My own experience supports the perception that in his first few years running the country, Putin was not the anti-American nationalist and Russian imperialist we know today. Our first three-hour meeting at the Kremlin, in July 2003, left an impression not so much of a man of soul but a pragmatic man of steel determined to cut through the economic detritus of communism. I was impressed by his palpable self-discipline and mastery of the issues and by his forcefulness. He is not a man to take lightly. But he had purposes we could applaud then. He saw the erosion of the authority of the Russian state as central to the crisis in the rotten state he'd inherited, and he was surely right about the slide into decay under former President Boris Yeltsin and his drunken cohorts.
By 2003, after Gorbachev, some 70 percent of Russia's economic activity occurred in the private sector. The endemic shortages and endless lines for goods and services had gone with the planned top-down economy of centralized communism. The lives of women, especially the young and educated, had been transformed. This didn't begin with Putin, of course. The bloated military budgets had been cut back year after year beyond the dissolution of the Soviet Union in 1991, leaving room for the consumer economy to grow.
Putin acknowledged he had a lot to do. He had yet to overcome the legacy of seven decades of totalitarian communism marked by state-sanctioned fear, corruption and murder, an economy based on mass labor and old-style industrial development. A substantial middle-class had arisen in the cities but the rural areas were still overcast by decades of poverty, brutality and unimaginable corruption.
The economic improvements were sustained by Russia's increased ability to sell energy to Europe and the dramatic rise in the price of oil. By the time I revisited in 2006, Putin and his men of energy were supplying nearly half of Europe's natural gas and a third of its oil. By then, our hopes were severely disappointed that Putin would have democratized the political system and guaranteed civil rights. This was no longer the Putin who told the BBC in 2000, "I cannot imagine my own country in isolation from Europe and what we often call the civilized world." But that is what he has brought on himself.
Europe made itself hostage to Putin as it became more and more dependent on Russian energy with the consequences for foreign policy that we see today. Putin can more or less turn off the lights, and the European powers have gravely neglected their defenses; witness the failure to stand up for Kiev despite the Russian menaces on its border and its reckless arming of the separatists.

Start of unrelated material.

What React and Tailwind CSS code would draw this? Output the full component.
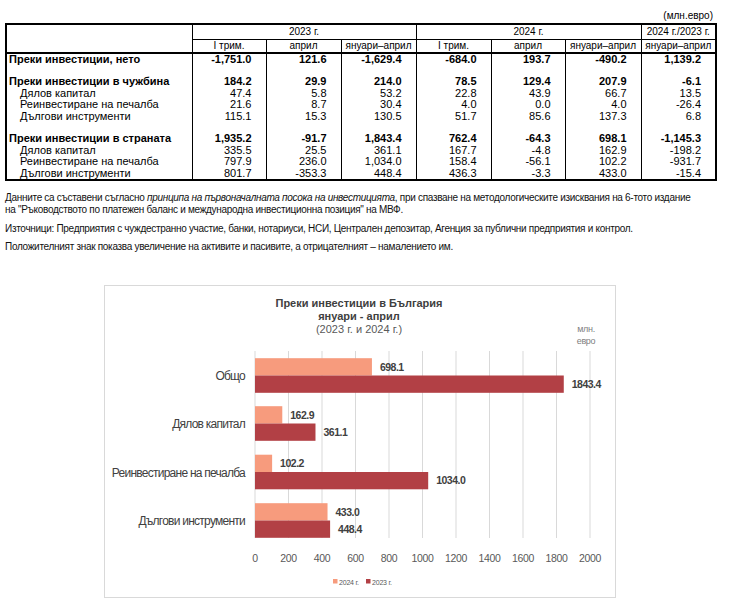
import React from "react";

const rows = [
  { label: "Преки инвестиции, нето", bold: true, v: ["-1,751.0", "121.6", "-1,629.4", "-684.0", "193.7", "-490.2", "1,139.2"] },
  { blank: true },
  { label: "Преки инвестиции в чужбина", bold: true, v: ["184.2", "29.9", "214.0", "78.5", "129.4", "207.9", "-6.1"] },
  { label: "Дялов капитал", v: ["47.4", "5.8", "53.2", "22.8", "43.9", "66.7", "13.5"] },
  { label: "Реинвестиране на печалба", v: ["21.6", "8.7", "30.4", "4.0", "0.0", "4.0", "-26.4"] },
  { label: "Дългови инструменти", v: ["115.1", "15.3", "130.5", "51.7", "85.6", "137.3", "6.8"] },
  { blank: true },
  { label: "Преки инвестиции в страната", bold: true, v: ["1,935.2", "-91.7", "1,843.4", "762.4", "-64.3", "698.1", "-1,145.3"] },
  { label: "Дялов капитал", v: ["335.5", "25.5", "361.1", "167.7", "-4.8", "162.9", "-198.2"] },
  { label: "Реинвестиране на печалба", v: ["797.9", "236.0", "1,034.0", "158.4", "-56.1", "102.2", "-931.7"] },
  { label: "Дългови инструменти", v: ["801.7", "-353.3", "448.4", "436.3", "-3.3", "433.0", "-15.4"] },
];

const colW = [186, 74, 75, 75, 75, 74, 76, 75];

const chartData = [
  { label: "Общо", a: 698.1, b: 1843.4, cy: 89.5 },
  { label: "Дялов капитал", a: 162.9, b: 361.1, cy: 137.5 },
  { label: "Реинвестиране на печалба", a: 102.2, b: 1034.0, cy: 186 },
  { label: "Дългови инструменти", a: 433.0, b: 448.4, cy: 234.5 },
];

function Chart() {
  const x0 = 150;
  const k = 335 / 2000;
  const bh = 17.3;
  const font = "'Liberation Sans', Arial, sans-serif";
  return (
    <svg width="512" height="313" className="block">
      <g fontFamily={font} fill="#404040" textAnchor="middle">
        <text x="254" y="20.5" fontSize="11" fontWeight="700">Преки инвестиции в България</text>
        <text x="254" y="34" fontSize="11" fontWeight="700">януари - април</text>
        <text x="254" y="47" fontSize="11" fill="#595959">(2023 г. и 2024 г.)</text>
      </g>
      <g fontFamily={font} fill="#7f7f7f" fontSize="9" textAnchor="middle" letterSpacing="-0.3">
        <text x="481" y="46">млн.</text>
        <text x="481" y="57.5">евро</text>
      </g>
      {Array.from({ length: 11 }).map((_, i) => (
        <g key={i}>
          <line x1={x0 + i * 33.5} x2={x0 + i * 33.5} y1="65" y2="252" stroke="#d9d9d9" strokeWidth="1" />
          <text x={x0 + i * 33.5} y="276" fontSize="10.5" fontFamily={font} fill="#595959" textAnchor="middle" letterSpacing="-0.3">{i * 200}</text>
        </g>
      ))}
      {chartData.map((d) => (
        <g key={d.label}>
          <rect x={x0} y={d.cy - bh} width={d.a * k} height={bh} fill="#F79B7D" />
          <rect x={x0} y={d.cy} width={d.b * k} height={bh} fill="#B24045" />
          <text x={x0 + d.a * k + 8} y={d.cy - bh / 2 + 3.8} fontSize="10.5" fontWeight="700" fontFamily={font} fill="#404040" letterSpacing="-0.5">{d.a.toFixed(1)}</text>
          <text x={x0 + d.b * k + 8} y={d.cy + bh / 2 + 3.8} fontSize="10.5" fontWeight="700" fontFamily={font} fill="#404040" letterSpacing="-0.5">{d.b.toFixed(1)}</text>
          <text x="140" y={d.cy + 4.5} fontSize="12" fontFamily={font} fill="#404040" textAnchor="end" letterSpacing="-0.75">{d.label}</text>
        </g>
      ))}
      <g fontFamily={font} fontSize="7" fill="#595959" letterSpacing="-0.2">
        <rect x="228" y="293" width="4.5" height="4.5" fill="#F79B7D" />
        <text x="234" y="298.5">2024 г.</text>
        <rect x="261" y="293" width="4.5" height="4.5" fill="#B24045" />
        <text x="267" y="298.5">2023 г.</text>
      </g>
    </svg>
  );
}

export default function App() {
  return (
    <div className="w-[740px] h-[601px] bg-white text-black overflow-hidden font-['Liberation_Sans',Arial,sans-serif]">
      {/* таблица */}
      <div className="pl-[5px] pt-[10px]">
        <div className="w-[710px] text-right text-[10px] leading-[12px] pr-[2px] h-[13px]">(млн.евро)</div>
        <table className="table-fixed border-collapse border-2 border-black w-[710px]">
          <colgroup>
            {colW.map((w, i) => (
              <col key={i} style={{ width: w }} />
            ))}
          </colgroup>
          <thead className="text-[10px] leading-[12px]">
            <tr className="h-[15px]">
              <th className="border-r border-black"></th>
              <th colSpan={3} className="font-normal border-r border-b border-black">2023 г.</th>
              <th colSpan={3} className="font-normal border-r border-b border-black">2024 г.</th>
              <th className="font-normal border-b border-black">2024 г./2023 г.</th>
            </tr>
            <tr className="h-[13px] border-b-2 border-black">
              <th className="border-r border-black"></th>
              <th className="font-normal border-r border-black">I трим.</th>
              <th className="font-normal border-r border-black">април</th>
              <th className="font-normal border-r border-black whitespace-nowrap">януари–април</th>
              <th className="font-normal border-r border-black">I трим.</th>
              <th className="font-normal border-r border-black">април</th>
              <th className="font-normal border-r border-black whitespace-nowrap">януари–април</th>
              <th className="font-normal whitespace-nowrap">януари–април</th>
            </tr>
          </thead>
          <tbody className="text-[11px] leading-[11.4px]">
            {rows.map((r, i) =>
              r.blank ? (
                <tr key={i} className="h-[11.4px]">
                  {colW.map((_, j) => (
                    <td key={j} className={j < 7 ? "border-r border-black" : ""}></td>
                  ))}
                </tr>
              ) : (
                <tr key={i} className={`h-[11.4px] ${r.bold ? "font-bold" : ""}`}>
                  <td className={`border-r border-black whitespace-nowrap ${r.bold ? "pl-[2px]" : "pl-[13px]"}`}>{r.label}</td>
                  {r.v.map((v, j) => (
                    <td key={j} className={`text-right pr-[14px] ${j < 6 ? "border-r border-black" : ""}`}>{v}</td>
                  ))}
                </tr>
              )
            )}
          </tbody>
        </table>
      </div>

      {/* бележки */}
      <div className="pl-[5px] pt-[11px] text-[10px] leading-[12.5px] text-[#111] tracking-[-0.3px]">
        <p>
          Данните са съставени съгласно <i>принципа на първоначалната посока на инвестицията</i>, при спазване на методологическите изисквания на 6-тото издание
          <br />
          на "Ръководството по платежен баланс и международна инвестиционна позиция" на МВФ.
        </p>
        <p className="mt-[6px]">Източници: Предприятия с чуждестранно участие, банки, нотариуси, НСИ, Централен депозитар, Агенция за публични предприятия и контрол.</p>
        <p className="mt-[6px]">Положителният знак показва увеличение на активите и пасивите, а отрицателният – намалението им.</p>
      </div>

      {/* графика */}
      <div className="ml-[104px] mt-[31px] w-[512px] h-[313px] border border-[#d9d9d9]">
        <Chart />
      </div>
    </div>
  );
}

This matters because what has not been sustained, to our cost, is the change in Putin's attitude to the world. For many years, Russia fought two wars against the Chechnya-based Islamic separatists and retorted to rebukes about the destruction and deaths by telling the West it underrated the threat of radical Islam. We didn't take much notice. Yet on 9/11 Putin was the first foreign leader to phone Bush and provided logistical support for our campaign against the Taliban. In 2003, I reported he wants "to modernize the economy and integrate it into that of the international community." The West welcomed that. The group of six industrialized countries formed in 1975 to concert economic policies became the G-8 with the entry of Canada and Russia a dramatic event now sent spinning in reverse with the group decision to penalize Russia for annexation of Crimea and the proxy war with Ukraine.

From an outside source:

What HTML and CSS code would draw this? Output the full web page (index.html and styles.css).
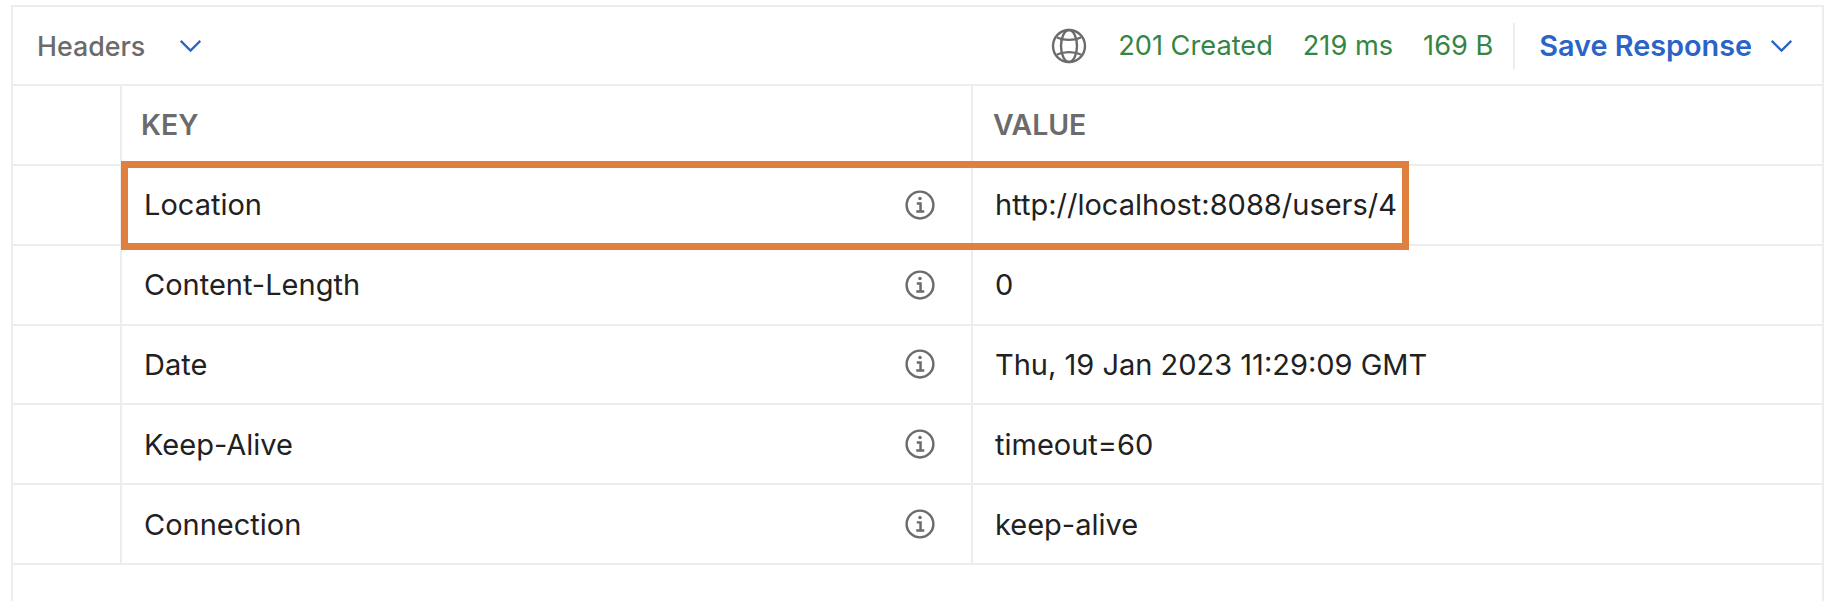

It was understandable that the Eastern European countries, so recently freed from the Soviet bloc, should want to be embraced in NATO, but we underrated the impact on Putin's ambitions and the humiliations heaped on Russia at the end of the Cold War. In a long article in The New Yorker, its editor, David Remnick, reports revealing conversations with former U.S. Ambassador Michael McFaul and, from Putin's side, with Aleksandr Prokhanov, the far-right newspaper editor who applauds the ambitions of the new imperial Putin. Putin hosted Obama in 2009 for what was supposed to be a time of relaxation in his dacha, but it turned out to be an indictment. He immediately castigated Obama for a history of U.S. deceptions as he saw them. McFaul, who was present, recalls, "It was grossly inaccurate, but that is his theory of the world."
Remnick goes on to recount: "Putin demanded that the U.S. cede to him the former Soviet republics Ukraine above all as a Russian sphere of influence. He felt that the United States had, in the glow of post-Cold War triumphalism, pushed Russia around." The claim was that because Gorbachev accepted German reunification, the trade-off was that NATO would not expand eastward. But "in 2004, NATO absorbed seven new countries Slovakia, Romania, Bulgaria, Slovenia, and the three Baltic states," Remnick writes. Apparently Putin saw the Orange Revolution in Ukraine "as a Western project and a foreshadowing of an assault on him."
How paranoid can you get? It's a shocking misperception, but we have to reckon with the mind-set and history that produces it. We also have to reckon with what Putin sees when he looks into the eyes of Obama.
One guesses Prokhanov speaks for him: "America brought chaos to the Middle East. Al Qaeda has its own state. And now Obama doesn't want to send bombers to destroy it. We poor Russians have to go destroy it. Aren't you ashamed?"